Can a block cipher with fixed point permutations be a good PRP?

Question

Let $E:\{0,1\}^n \times \{0,1\}^n \to \{0,1\}^n$ be a good PRP and consider blockcipher $\widetilde{E}$ defined as follows

$$\widetilde{E}(K,X) = \begin{cases}K & \text{if } X=K \\ E(K,K ) & \text{if } X = E^{-1}(K,K)\\ E(K,X) & \text{otherwise}\end{cases}$$

Black used this to show that Matyas-Meyer-Oseas construction which is proven in the ideal-cipher-model can fail in the standard model, i.e. it will fail if we instantiate it with $\widetilde{E}$;

So $\widetilde{E}$ is the same block cipher as $E$  with one change: we now have the invariant  that $E(K, K)= K$ for all $K \in \{0, 1\}^n$. Clearly   $\widetilde{E}$   is a good PRP since have $E$ was:  for a randomly chosen key $K, \widetilde{E}(K,\cdot)$  is computationally indistinguishable from a random permutation.  

Is the claim computationally indistinguishable from a random permutation true?

We can say that for a fixed key $K$, $\widetilde{E}$ we will always output $K$ if $ K = X$

The probability of getting a single point is fixed from all permutations of $k$ elements is $\frac{(k-1)!}{k!} = \dfrac{1}{k}$.

If we turn this into permutations generated by the $n$-bit block cipher. Then we have $\dfrac{1}{2^n}$. Therefore the permutations of $\widetilde{E}$ is distinguishable and $\widetilde{E}$ cannot be a good PRP.

Any missing point?

Could one provide a formal proof for this an example?

Answer 1

Short answer

As Maeher said, the adversary cannot recognize which points are reprogrammed or distinguish $\widetilde E$ from $E$, given oracle access to $\widetilde E$ (or $E$). This is because the adversary who detects such points can also be used to break the PRP security of $E$ by finding the key $K$.

Formal proof

It suffices to prove that no efficient algorithm can distinguish $E$ from $\widetilde E$ via oracle access. That is, we will prove that for any efficient $A$ with $q$ query to the oracle such that $$ |\Pr_{K}[A^{E(K,\cdot)}()=1] - \Pr_K[A^{\widetilde E(K,\cdot)}() =1]|=\epsilon, \label{1}\tag{1} $$ it holds that $\epsilon$ is negligibly small.

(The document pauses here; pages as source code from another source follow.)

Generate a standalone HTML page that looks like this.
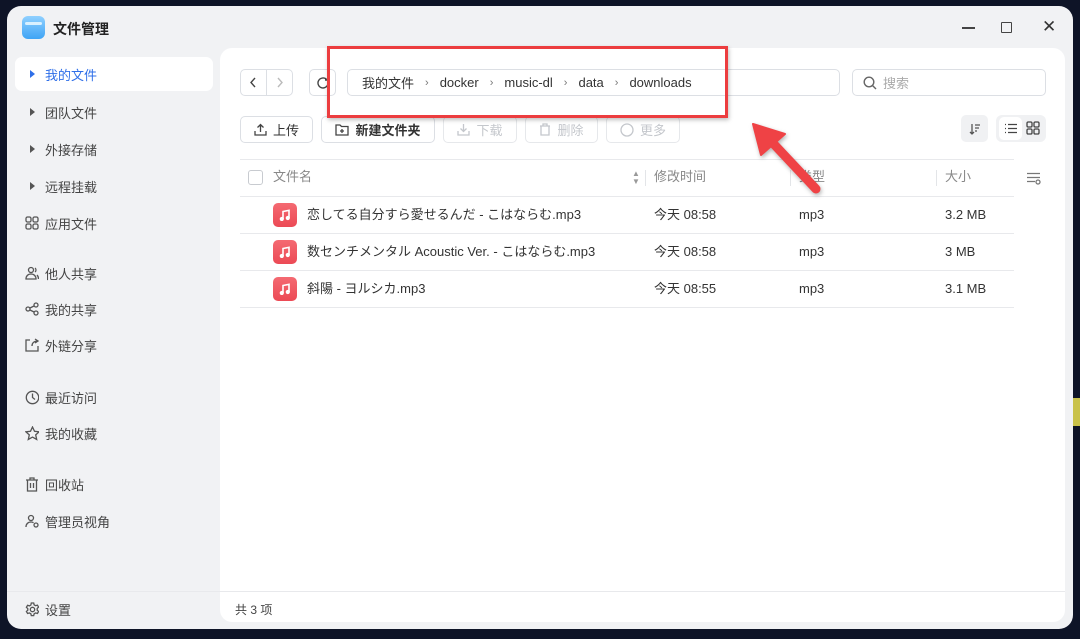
<!DOCTYPE html>
<html><head><meta charset="utf-8"><style>
*{margin:0;padding:0;box-sizing:border-box}
body{width:1080px;height:639px;overflow:hidden;background:#0e1427;font-family:"Liberation Sans","Noto Sans CJK SC",sans-serif;position:relative;color:#333}
.abs{position:absolute}
.win{left:7px;top:6px;width:1066px;height:623px;background:#f1f2f4;border-radius:14px;overflow:hidden}
.panel{left:213px;top:42px;width:845px;height:574px;background:#fff;border-radius:12px}
.nav{left:8px;width:198px;height:34px;border-radius:7px;font-size:13px;color:#444;display:flex;align-items:center}
.nav .ic{width:14px;margin-left:10px;margin-right:6px;display:flex;justify-content:center}
.tri{width:0;height:0;border-left:5px solid #555;border-top:4px solid transparent;border-bottom:4px solid transparent}
.btn{height:27px;border:1px solid #dcdfe4;border-radius:5px;font-size:13px;display:flex;align-items:center;justify-content:center;gap:6px;background:#fff}
.dis{color:#c4c7cc;border-color:#e6e8eb}
.hl{height:1px;background:#e8e9ec}
.th{font-size:13px;color:#888;top:169px;line-height:16px}
.td{font-size:13px;color:#333;line-height:16px}
.vd{width:1px;height:16px;background:#e3e5e8;top:170px}
.mic{width:24px;height:24px;border-radius:5px;background:linear-gradient(#f46a72,#ec4a55);display:flex;align-items:center;justify-content:center}
.sep{margin:0 11px;color:#777;font-size:11px}
</style></head><body>
<div class="abs" style="left:1073px;top:398px;width:7px;height:28px;background:#c9c24a"></div>
<div class="abs win">
 <div class="abs" style="left:15px;top:10px;width:23px;height:23px;border-radius:6px;background:linear-gradient(#8fd0ff,#3fa4f5)"><div style="margin:6px 3px 0;height:3px;background:#d8f0ff;border-radius:2px"></div></div>
 <div class="abs" style="left:46px;top:13px;font-size:14px;font-weight:bold;color:#222">文件管理</div>
 <div class="abs" style="left:955px;top:21px;width:13px;height:1.5px;background:#444"></div>
 <div class="abs" style="left:994px;top:16px;width:11px;height:11px;border:1.5px solid #444;border-radius:1px"></div>
 <div class="abs" style="left:1035px;top:11px;font-size:17px;color:#333">✕</div>

 <div class="abs nav" style="top:51px;background:#fff;color:#2f6fe8"><span class="ic"><span class="tri" style="border-left-color:#2f6fe8"></span></span>我的文件</div>
 <div class="abs nav" style="top:89px"><span class="ic"><span class="tri"></span></span>团队文件</div>
 <div class="abs nav" style="top:126px"><span class="ic"><span class="tri"></span></span>外接存储</div>
 <div class="abs nav" style="top:163px"><span class="ic"><span class="tri"></span></span>远程挂载</div>
 <div class="abs nav" style="top:200px"><span class="ic"><svg width="14" height="14" fill="none" stroke="#555" stroke-width="1.3"><rect x="1" y="1" width="5" height="5" rx="1.5"/><rect x="8" y="1" width="5" height="5" rx="1.5"/><rect x="1" y="8" width="5" height="5" rx="1.5"/><rect x="8" y="8" width="5" height="5" rx="1.5"/></svg></span>应用文件</div>
 <div class="abs nav" style="top:250px"><span class="ic"><svg width="14" height="14" fill="none" stroke="#555" stroke-width="1.3"><circle cx="6" cy="4" r="2.5"/><path d="M1 13c0-3 2-5 5-5s5 2 5 5zM10 2a2.5 2.5 0 010 4M12 9c1 1 1.5 2 1.5 4"/></svg></span>他人共享</div>
 <div class="abs nav" style="top:286px"><span class="ic"><svg width="14" height="14" fill="none" stroke="#555" stroke-width="1.3"><circle cx="3" cy="7" r="2"/><circle cx="11" cy="3" r="2"/><circle cx="11" cy="11" r="2"/><path d="M5 6l4-2M5 8l4 2"/></svg></span>我的共享</div>
 <div class="abs nav" style="top:322px"><span class="ic"><svg width="14" height="14" fill="none" stroke="#555" stroke-width="1.3"><path d="M5 2H1v11h12V8M7 8c0-3 2-5 6-5M10 1l3 2-3 2"/></svg></span>外链分享</div>
 <div class="abs nav" style="top:374px"><span class="ic"><svg width="15" height="15" fill="none" stroke="#555" stroke-width="1.3"><circle cx="7.5" cy="7.5" r="6.2"/><path d="M7.5 3.5v4l2.5 2"/></svg></span>最近访问</div>
 <div class="abs nav" style="top:410px"><span class="ic"><svg width="15" height="15" fill="none" stroke="#555" stroke-width="1.3"><path d="M7.5 1l2 4.3 4.6.5-3.4 3.1 1 4.6-4.2-2.4-4.2 2.4 1-4.6L.9 5.8l4.6-.5z"/></svg></span>我的收藏</div>
 <div class="abs nav" style="top:461px"><span class="ic"><svg width="14" height="15" fill="none" stroke="#555" stroke-width="1.3"><path d="M1 3h12M5 3V1h4v2M2.5 3v11h9V3M5.5 6v5M8.5 6v5"/></svg></span>回收站</div>
 <div class="abs nav" style="top:498px"><span class="ic"><svg width="14" height="14" fill="none" stroke="#555" stroke-width="1.3"><circle cx="6" cy="4" r="2.5"/><path d="M1 13c0-3 2-5 5-5 1 0 2 .3 2.5.7"/><circle cx="11" cy="11" r="2"/></svg></span>管理员视角</div>
 <div class="abs hl" style="left:0;top:585px;width:213px"></div>
 <div class="abs nav" style="top:586px"><span class="ic"><svg width="15" height="15" fill="none" stroke="#555" stroke-width="1.3"><circle cx="7.5" cy="7.5" r="2.2"/><path d="M6.3 1h2.4l.4 1.8 1.5.9 1.8-.6 1.2 2-1.4 1.3v1.8l1.4 1.3-1.2 2-1.8-.6-1.5.9-.4 1.8H6.3l-.4-1.8-1.5-.9-1.8.6-1.2-2 1.4-1.3V6.6L1.4 5.3l1.2-2 1.8.6 1.5-.9z"/></svg></span>设置</div>

 <div class="abs panel">
  <div class="abs hl" style="left:0;top:543px;width:845px"></div>
  <div class="abs" style="left:15px;top:553px;font-size:12px;color:#444">共 3 项</div>
 </div>
</div>

<!-- toolbar -->
<div class="abs btn" style="left:240px;top:69px;width:53px"></div>
<div class="abs" style="left:266px;top:69px;width:1px;height:27px;background:#dcdfe4"></div>
<svg class="abs" style="left:249px;top:77px" width="8" height="11" fill="none" stroke="#444" stroke-width="1.4"><path d="M6 1L2 5.5 6 10"/></svg>
<svg class="abs" style="left:276px;top:77px" width="8" height="11" fill="none" stroke="#bbb" stroke-width="1.4"><path d="M2 1l4 4.5L2 10"/></svg>
<div class="abs btn" style="left:309px;top:69px;width:27px"><svg width="14" height="14" fill="none" stroke="#444" stroke-width="1.4"><path d="M12 7a5 5 0 11-1.5-3.6M12 1v3H9"/></svg></div>
<div class="abs btn" style="left:347px;top:69px;width:493px;justify-content:flex-start;padding-left:14px;gap:0;color:#333">我的文件<span class="sep">›</span>docker<span class="sep">›</span>music-dl<span class="sep">›</span>data<span class="sep">›</span>downloads</div>
<div class="abs btn" style="left:852px;top:69px;width:194px;justify-content:flex-start;padding-left:10px;color:#aaa"><svg width="14" height="14" fill="none" stroke="#666" stroke-width="1.4"><circle cx="6" cy="6" r="4.8"/><path d="M9.5 9.5L13 13"/></svg>搜索</div>

<div class="abs btn" style="left:240px;top:116px;width:73px"><svg width="13" height="13" fill="none" stroke="#444" stroke-width="1.3"><path d="M6.5 9V1.5M3.5 4.5l3-3 3 3M1 8v4h11V8"/></svg>上传</div>
<div class="abs btn" style="left:321px;top:116px;width:114px;font-weight:bold"><svg width="14" height="13" fill="none" stroke="#444" stroke-width="1.3"><path d="M1 2h4l1.5 1.5H13V12H1zM7 6v4M5 8h4"/></svg>新建文件夹</div>
<div class="abs btn dis" style="left:443px;top:116px;width:74px"><svg width="13" height="13" fill="none" stroke="#c4c7cc" stroke-width="1.3"><path d="M6.5 1v7.5M3.5 5.5l3 3 3-3M1 8v4h11V8"/></svg>下载</div>
<div class="abs btn dis" style="left:525px;top:116px;width:73px"><svg width="12" height="13" fill="none" stroke="#c4c7cc" stroke-width="1.3"><path d="M1 3h10M4 3V1h4v2M2 3v9h8V3"/></svg>删除</div>
<div class="abs btn dis" style="left:606px;top:116px;width:74px"><svg width="14" height="14" fill="none" stroke="#c4c7cc" stroke-width="1.3"><circle cx="7" cy="7" r="6"/></svg>更多</div>

<div class="abs" style="left:961px;top:115px;width:27px;height:27px;background:#f0f1f3;border-radius:5px;display:flex;align-items:center;justify-content:center"><svg width="12" height="12" fill="none" stroke="#555" stroke-width="1.3"><path d="M3 1v10M1 9l2 2 2-2M6 2h5M6 5h4M6 8h2"/></svg></div>
<div class="abs" style="left:996px;top:115px;width:50px;height:27px;background:#f0f1f3;border-radius:6px"></div>
<div class="abs" style="left:999px;top:117px;width:23px;height:23px;background:#fff;border-radius:5px;display:flex;align-items:center;justify-content:center"><svg width="13" height="11" fill="none" stroke="#444" stroke-width="1.3"><path d="M1 1.5h1M1 5.5h1M1 9.5h1M4 1.5h9M4 5.5h9M4 9.5h9"/></svg></div>
<div class="abs" style="left:1026px;top:121px"><svg width="14" height="14" fill="none" stroke="#444" stroke-width="1.3"><rect x="1" y="1" width="5" height="5" rx="1.3"/><rect x="8" y="1" width="5" height="5" rx="1.3"/><rect x="1" y="8" width="5" height="5" rx="1.3"/><rect x="8" y="8" width="5" height="5" rx="1.3"/></svg></div>

<!-- table -->
<div class="abs hl" style="left:240px;top:159px;width:774px"></div>
<div class="abs" style="left:248px;top:170px;width:15px;height:15px;border:1px solid #c8cbd0;border-radius:3px"></div>
<div class="abs th" style="left:273px">文件名</div>
<div class="abs" style="left:632px;top:170px;font-size:8px;line-height:8px;color:#999">▲<br>▼</div>
<div class="abs vd" style="left:645px"></div>
<div class="abs th" style="left:654px">修改时间</div>
<div class="abs vd" style="left:790px"></div>
<div class="abs th" style="left:799px">类型</div>
<div class="abs vd" style="left:936px"></div>
<div class="abs th" style="left:945px">大小</div>
<div class="abs" style="left:1026px;top:172px"><svg width="15" height="13" fill="none" stroke="#777" stroke-width="1.3"><path d="M1 1.5h13M1 5.5h13M1 9.5h8"/><circle cx="12" cy="10" r="2"/></svg></div>
<div class="abs hl" style="left:240px;top:196px;width:774px"></div>
<div class="abs hl" style="left:240px;top:233px;width:774px"></div>
<div class="abs hl" style="left:240px;top:270px;width:774px"></div>
<div class="abs hl" style="left:240px;top:307px;width:774px"></div>

<div class="abs mic" style="left:273px;top:203px"><svg width="12" height="12" fill="none" stroke="#fff" stroke-width="1.6"><path d="M4 10V2.5l6-1.2V9"/><circle cx="2.8" cy="10" r="1.3" fill="#fff"/><circle cx="8.8" cy="9" r="1.3" fill="#fff"/></svg></div>
<div class="abs td" style="left:307px;top:207px">恋してる自分すら愛せるんだ - こはならむ.mp3</div>
<div class="abs td" style="left:654px;top:207px">今天 08:58</div><div class="abs td" style="left:799px;top:207px">mp3</div><div class="abs td" style="left:945px;top:207px">3.2 MB</div>

<div class="abs mic" style="left:273px;top:240px"><svg width="12" height="12" fill="none" stroke="#fff" stroke-width="1.6"><path d="M4 10V2.5l6-1.2V9"/><circle cx="2.8" cy="10" r="1.3" fill="#fff"/><circle cx="8.8" cy="9" r="1.3" fill="#fff"/></svg></div>
<div class="abs td" style="left:307px;top:244px">数センチメンタル Acoustic Ver. - こはならむ.mp3</div>
<div class="abs td" style="left:654px;top:244px">今天 08:58</div><div class="abs td" style="left:799px;top:244px">mp3</div><div class="abs td" style="left:945px;top:244px">3 MB</div>

<div class="abs mic" style="left:273px;top:277px"><svg width="12" height="12" fill="none" stroke="#fff" stroke-width="1.6"><path d="M4 10V2.5l6-1.2V9"/><circle cx="2.8" cy="10" r="1.3" fill="#fff"/><circle cx="8.8" cy="9" r="1.3" fill="#fff"/></svg></div>
<div class="abs td" style="left:307px;top:281px">斜陽 - ヨルシカ.mp3</div>
<div class="abs td" style="left:654px;top:281px">今天 08:55</div><div class="abs td" style="left:799px;top:281px">mp3</div><div class="abs td" style="left:945px;top:281px">3.1 MB</div>

<!-- annotation -->
<div class="abs" style="left:327px;top:46px;width:401px;height:72px;border:3px solid #ec3d3f;box-shadow:1px 2px 4px rgba(0,0,0,.25)"></div>
<svg class="abs" style="left:0;top:0" width="1080" height="639"><g filter="drop-shadow(1px 2px 2px rgba(0,0,0,.3))"><path d="M816 189L770 140" stroke="#ef4245" stroke-width="9" stroke-linecap="round"/><path d="M753 124L785 134 761 155z" fill="#ef4245" stroke="#ef4245" stroke-width="2" stroke-linejoin="round"/></g></svg>
</body></html>
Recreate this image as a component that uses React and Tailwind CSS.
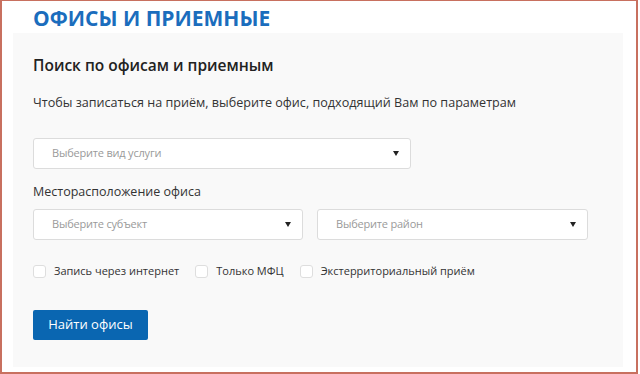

To measure the advantage in a different term, first note that a difference in the oracle access to $E$ and $\widetilde E$ only happens if the adversary query $(K,K)$ or $(K,X)$ for $X=E^{-1}(K,K)$ to the oracle. Otherwise, both oracles work exactly the same and there is no chance to figure out the difference. Let's say the above event by $\rm Bad$. Then it holds that $$ \epsilon \le \Pr_K[A^{E(K,\cdot)}()=1|{\rm Bad}] \le \Pr_K[A^{E(K,\cdot)}()|{\rm Bad}].\label{2}\tag{2} $$ Note that whether the oracle is $E$ or $\widetilde E$ doesn't make any difference. We choose $E$ here.

What is the probability of $\rm Bad$? We define a new adversary $B$ having oracle access to $E$ to find the key of PRP as follows.

1. Choose a random $1 \le i \le q$.
2. Run $A$ with the given oracle right before $i$-th query. Let the input of $i$-th query by $X$ and with probability, $1/2$ do either
   • output $X$, or
   • query $X$ to the oracle and output the answer $E(K,X)$.

Suppose that in the $i$-th query the $\rm Bad$ event occurs. If the first case of $\rm Bad$ occurs, i.e. $A$ queries $K$ to the oracle, then $B$ outputs $K$ with probability $\epsilon/2q$ by the first action (output $X$ directly). On the other hand, if $A$ queries $E^{-1}(K,K)$, the second action outputs $E(K,E^{-1}(K,K))=K$ that also has probability $\epsilon/2q$. Overall, the algorithm $B$ outputs $K$ with probability $\epsilon/2q$.

However, the PRP security of $E$ says that this probability is negligibly small. This implies $\epsilon$ is small as well since $q$ is polynomially bounded (given that $A$ is efficient). Thus no efficient algorithm can distinguish $E$ from $\widetilde E$ via oracle access, and since $E$ is PRP, $\widetilde E$ is a PRP as well, which is as we desired.